> _WORK TO BE COMPLETED_: Pick out all lines with the word "index" from the records that follow.

> _RECORDED INFORMATION_:
# # # #

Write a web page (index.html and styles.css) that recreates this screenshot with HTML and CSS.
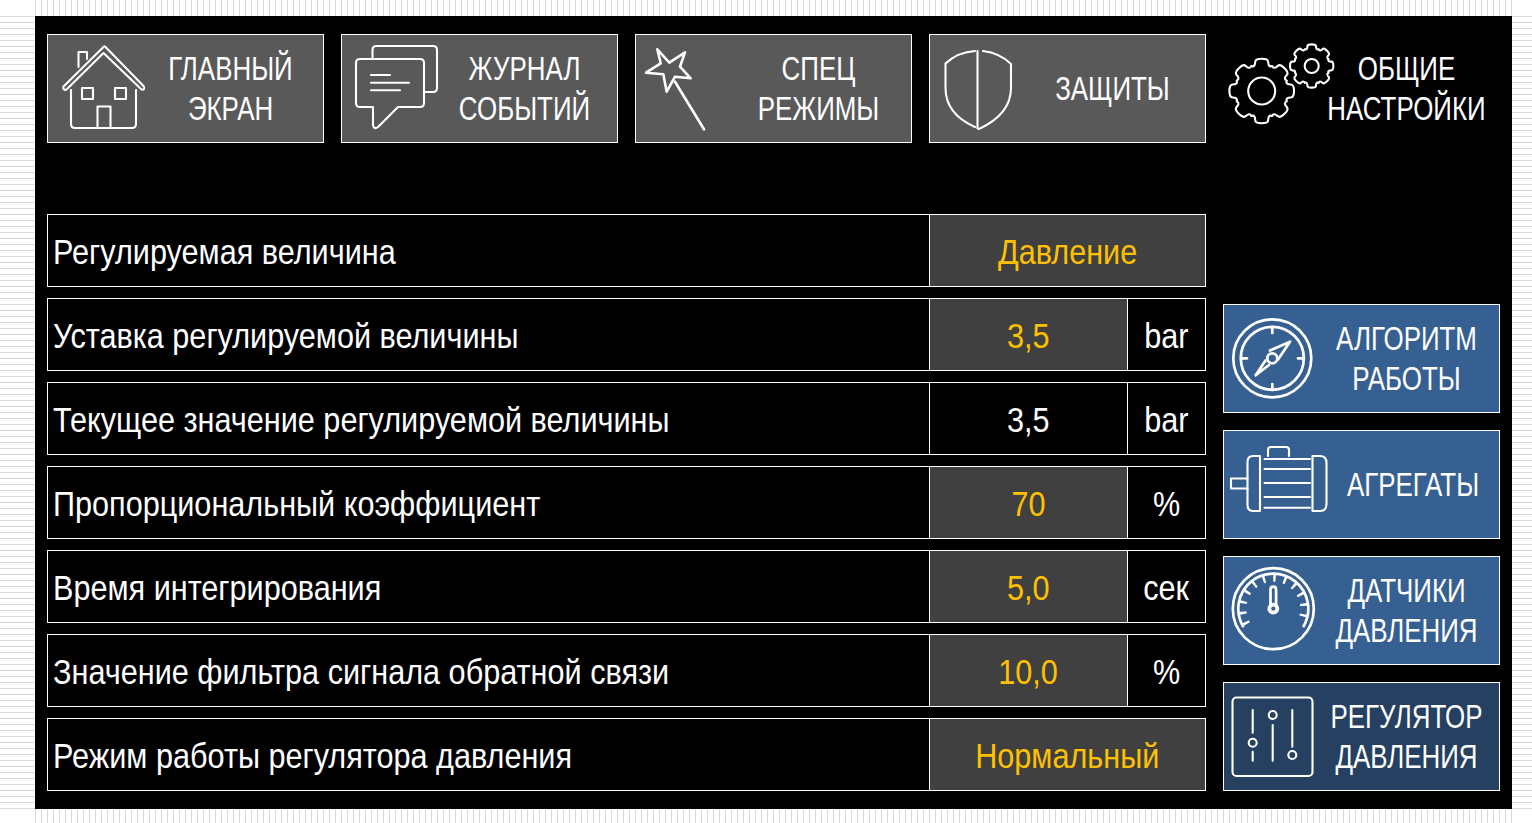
FILE: index.html
```html
<!DOCTYPE html>
<html lang="ru">

<head>
    <meta charset="UTF-8">
    <meta name="viewport" content="width=device-width, initial-scale=1.0">
    <title>Настройки регулятора</title>
    <link rel="stylesheet" href="styles.css">
</head>

<body>
    <div class="page">
        <div class="stripes-v"></div>
        <div class="stripes-h side-left"></div>

        <div class="panel">
            <!-- верхнее меню -->
            <div class="nav">
                <div class="btn btn-gray">
                    <svg class="icon" viewBox="48 35 90 107">
                        <path d="M104 46.5 L63.5 86.5 Q62.5 88 64 89.5 Q65.5 90.5 67 89 L103.5 53 L141 89 Q142.5 90.5 144 89 Q145 87.5 143.5 86 L105.5 47 Q104.5 46 104 46.5Z" />
                        <path d="M71 90 V124 Q71 128 75 128 H132 Q136 128 136 124 V90" />
                        <path d="M78.5 67 V52 H87 V59" />
                        <rect x="82" y="88" width="11" height="11" />
                        <rect x="115" y="88" width="11" height="11" />
                        <path d="M97.5 128 V106.5 H110.5 V128" />
                    </svg>
                    <div class="btn-text">ГЛАВНЫЙ<br>ЭКРАН</div>
                </div>
                <div class="btn btn-gray">
                    <svg class="icon" viewBox="342 35 90 107">
                        <path d="M372.5 58 V50 Q372.5 46 376.5 46 H433 Q437 46 437 50 V88 Q437 92 433 92 H425" />
                        <path d="M360 59 H420 Q424 59 424 63 V103 Q424 107 420 107 H398 L378 127 Q374 130 373 125 V107 H360 Q356 107 356 103 V63 Q356 59 360 59Z" />
                        <path d="M371 75 H390 M371 82.7 H409 M371 90.3 H400" />
                    </svg>
                    <div class="btn-text">ЖУРНАЛ<br>СОБЫТИЙ</div>
                </div>
                <div class="btn btn-gray">
                    <svg class="icon" viewBox="636 35 90 107">
                        <path class="thick" d="M657.3 49.3 L669.3 62.7 L685 52.3 L680 66.7 L690.7 78.3 L675 76.7 L666.7 91.7 L663.3 74.3 L646 72.7 L660.7 63.3Z" />
                        <path class="thick" d="M675 81.7 L704 129.3" />
                    </svg>
                    <div class="btn-text">СПЕЦ<br>РЕЖИМЫ</div>
                </div>
                <div class="btn btn-gray">
                    <svg class="icon" viewBox="930 35 90 107">
                        <path d="M977.5 51 V128.5" />
                        <path d="M975 51 Q958 52 945.5 63.5 V88 Q945.5 114 975 127" />
                        <path d="M983 51 Q1000 53 1011 64 V88 Q1011 114 979 129" />
                    </svg>
                    <div class="btn-text">ЗАЩИТЫ</div>
                </div>
                <div class="btn btn-plain">
                    <svg class="icon" viewBox="1224 35 90 107">
                        <defs>
                            <path id="tooth" d="M-10.3 -24.9 C-7.5 -24 -6.5 -26 -6.5 -29 Q-6.5 -32.3 0 -32.3 Q6.5 -32.3 6.5 -29 C6.5 -26 7.5 -24 10.3 -24.9" />
                        </defs>
                        <g transform="translate(1261.7 91)">
                            <circle r="13.5" />
                            <use href="#tooth" />
                            <use href="#tooth" transform="rotate(45)" />
                            <use href="#tooth" transform="rotate(90)" />
                            <use href="#tooth" transform="rotate(135)" />
                            <use href="#tooth" transform="rotate(180)" />
                            <use href="#tooth" transform="rotate(225)" />
                            <use href="#tooth" transform="rotate(270)" />
                            <use href="#tooth" transform="rotate(315)" />
                        </g>
                        <g class="gear-small" transform="translate(1311.7 66) scale(.67)">
                            <circle r="10.5" />
                            <use href="#tooth" />
                            <use href="#tooth" transform="rotate(45)" />
                            <use href="#tooth" transform="rotate(90)" />
                            <use href="#tooth" transform="rotate(135)" />
                            <use href="#tooth" transform="rotate(180)" />
                            <use href="#tooth" transform="rotate(225)" />
                            <use href="#tooth" transform="rotate(270)" />
                            <use href="#tooth" transform="rotate(315)" />
                        </g>
                    </svg>
                    <div class="btn-text">ОБЩИЕ<br>НАСТРОЙКИ</div>
                </div>
            </div>

            <div class="main">
                <!-- таблица параметров -->
                <div class="params">
                    <div class="row">
                        <div class="label"><span>Регулируемая величина</span></div>
                        <div class="value value-wide edit"><span>Давление</span></div>
                    </div>
                    <div class="row">
                        <div class="label"><span>Уставка регулируемой величины</span></div>
                        <div class="value edit"><span>3,5</span></div>
                        <div class="unit"><span>bar</span></div>
                    </div>
                    <div class="row">
                        <div class="label"><span>Текущее значение регулируемой величины</span></div>
                        <div class="value"><span>3,5</span></div>
                        <div class="unit"><span>bar</span></div>
                    </div>
                    <div class="row">
                        <div class="label"><span>Пропорциональный коэффициент</span></div>
                        <div class="value edit"><span>70</span></div>
                        <div class="unit"><span>%</span></div>
                    </div>
                    <div class="row">
                        <div class="label"><span>Время интегрирования</span></div>
                        <div class="value edit"><span>5,0</span></div>
                        <div class="unit"><span>сек</span></div>
                    </div>
                    <div class="row">
                        <div class="label"><span>Значение фильтра сигнала обратной связи</span></div>
                        <div class="value edit"><span>10,0</span></div>
                        <div class="unit"><span>%</span></div>
                    </div>
                    <div class="row">
                        <div class="label"><span>Режим работы регулятора давления</span></div>
                        <div class="value value-wide edit"><span>Нормальный</span></div>
                    </div>
                </div>

                <!-- правое меню -->
                <div class="side">
                    <div class="btn btn-blue">
                        <svg class="icon icon-bold" viewBox="1224 305 90 107">
                            <circle cx="1272.3" cy="358.3" r="39" />
                            <circle cx="1272.3" cy="358.3" r="31.5" />
                            <circle cx="1272.3" cy="358.3" r="5" />
                            <path d="M1272.3 327 V333 M1272.3 384 V390 M1241 358.3 H1247 M1298 358.3 H1304" />
                            <path d="M1290 341.7 L1270 350.5 M1290 341.7 L1278 359.5" />
                            <path d="M1255.7 375.3 L1265.5 360.5 M1255.7 375.3 L1269 365" />
                        </svg>
                        <div class="btn-text">АЛГОРИТМ<br>РАБОТЫ</div>
                    </div>
                    <div class="btn btn-blue">
                        <svg class="icon" viewBox="1224 431 90 107">
                            <path d="M1247.5 478.5 H1231 V488.5 H1247.5" />
                            <path d="M1260 456 H1253 Q1247.5 456 1247.5 462 V505 Q1247.5 511 1253 511 H1260Z" />
                            <path d="M1312.5 456 H1320 Q1326.5 456 1326.5 463 V504 Q1326.5 511 1320 511 H1312.5Z" />
                            <path d="M1264.5 459 H1310 M1264.5 469 H1310 M1264.5 483 H1310 M1264.5 497 H1310 M1264.5 507.7 H1310" />
                            <path d="M1268 456 V450 Q1268 447 1271 447 H1286 Q1289 447 1289 450 V456" />
                        </svg>
                        <div class="btn-text text-shift">АГРЕГАТЫ</div>
                    </div>
                    <div class="btn btn-blue">
                        <svg class="icon icon-bold" viewBox="1224 557 90 107">
                            <g transform="translate(1273.3 608.7)">
                                <circle r="40.5" />
                                <path d="M-30.3 17.5 A35 35 0 1 1 30.3 17.5" />
                                <path class="ticks" pathLength="240" d="M-26.85 15.5 A31 31 0 1 1 26.85 15.5" />
                                <path d="M-2.8 -3.5 V-19 Q-2.8 -22 0 -22 Q2.8 -22 2.8 -19 V-3.5" />
                                <circle class="bulb" r="4" />
                            </g>
                        </svg>
                        <div class="btn-text">ДАТЧИКИ<br>ДАВЛЕНИЯ</div>
                    </div>
                    <div class="btn btn-dark">
                        <svg class="icon" viewBox="1224 683 90 107">
                            <rect x="1232.5" y="697.5" width="80" height="78.5" rx="4" />
                            <path d="M1252.7 710 V732.7 M1252.7 751.7 V760.7" />
                            <circle cx="1252.7" cy="742.7" r="4" />
                            <circle cx="1272.7" cy="715" r="4" />
                            <path d="M1272.7 725 V760.7" />
                            <path d="M1292.3 710 V746.7" />
                            <circle cx="1292.3" cy="755" r="4" />
                        </svg>
                        <div class="btn-text">РЕГУЛЯТОР<br>ДАВЛЕНИЯ</div>
                    </div>
                </div>
            </div>
        </div>

        <div class="stripes-h side-right"></div>
        <div class="stripes-v bottom"></div>
    </div>
</body>

</html>
```

FILE: styles.css
```css
* {
    box-sizing: border-box;
}

body {
    margin: 0;
    background: #fff;
    overflow: hidden;
}

/* Сетка страницы: панель и полосатый фон вокруг */
.page {
    display: grid;
    grid-template-columns: 35px 1477px 20px;
    grid-template-rows: 16px 793px 14px;
    width: 1532px;
    height: 823px;
    font-family: "Liberation Sans", Arial, sans-serif;
    color: #fff;
}

.stripes-v {
    grid-column: 2 / 3;
    background: repeating-linear-gradient(90deg, #d9d9d9 0, #d9d9d9 1px, #fff 1px, #fff 6px);
}

.stripes-h {
    background: repeating-linear-gradient(180deg, #d9d9d9 0, #d9d9d9 1px, #fff 1px, #fff 6px);
}

.side-left {
    grid-column: 1;
    grid-row: 2;
}

.side-right {
    grid-column: 3;
    grid-row: 2;
}

.panel {
    grid-column: 2;
    grid-row: 2;
    background: #000;
    padding: 18px 12px 0;
}

/* Верхнее меню */
.nav {
    display: flex;
    gap: 17px;
}

.btn {
    display: flex;
    align-items: center;
    flex: none;
    width: 277px;
    height: 109px;
    border: 1px solid #fff;
    font-size: 33px;
    line-height: 40px;
    text-align: center;
}

.btn-gray {
    background: #595959;
}

.btn-plain {
    border-color: transparent;
}

.btn-blue {
    background: #376092;
}

.btn-dark {
    background: #254061;
}

/* шрифт в оригинале узкий, сжимаем по горизонтали */
.btn-text {
    flex: 1;
    margin: 0 -20px;
    transform: scaleX(.785);
}

.text-shift {
    margin-left: -7px;
}

.icon {
    flex: none;
    width: 90px;
    height: 107px;
    overflow: visible;
    fill: none;
    stroke: #fff;
    stroke-width: 2.1;
    stroke-linecap: round;
    stroke-linejoin: round;
}

.icon-bold {
    stroke-width: 2.7;
}

.icon .thick {
    stroke-width: 2.6;
}

.gear-small {
    stroke-width: 3.1;
}

.ticks {
    stroke-linecap: butt;
    stroke-width: 8;
    stroke-dasharray: 4.6 15.4;
}

.bulb {
    stroke-width: 3.8;
}

/* Таблица параметров */
.main {
    display: flex;
    gap: 17px;
    margin-top: 71px;
}

.params {
    display: flex;
    flex-direction: column;
    gap: 11px;
    flex: none;
    width: 1159px;
}

.row {
    display: flex;
    height: 73px;
    border: 1px solid #fff;
    font-size: 35px;
}

.row span {
    transform: scaleX(.875);
}

.label,
.value,
.unit {
    display: flex;
    align-items: center;
    padding-top: 3px;
}

.label {
    flex: 1;
    padding-left: 5px;
}

.label span {
    transform-origin: left center;
}

.value,
.unit {
    flex: none;
    justify-content: center;
    border-left: 1px solid #fff;
}

.value {
    width: 198px;
}

.value-wide {
    width: 276px;
}

.unit {
    width: 78px;
}

.edit {
    background: #404040;
    color: #ffc000;
}

/* Правое меню */
.side {
    display: flex;
    flex-direction: column;
    gap: 17px;
    margin-top: 90px;
}
```
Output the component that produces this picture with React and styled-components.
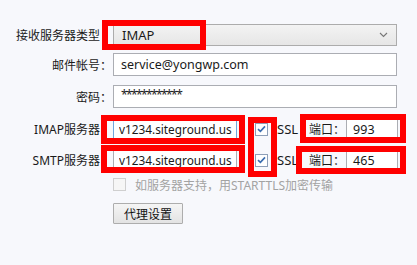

# # # #

> _RESULT OF THE EXERCISE_:
Write a web page (index.html and styles.css) that recreates this screenshot with HTML and CSS.
FILE: index.html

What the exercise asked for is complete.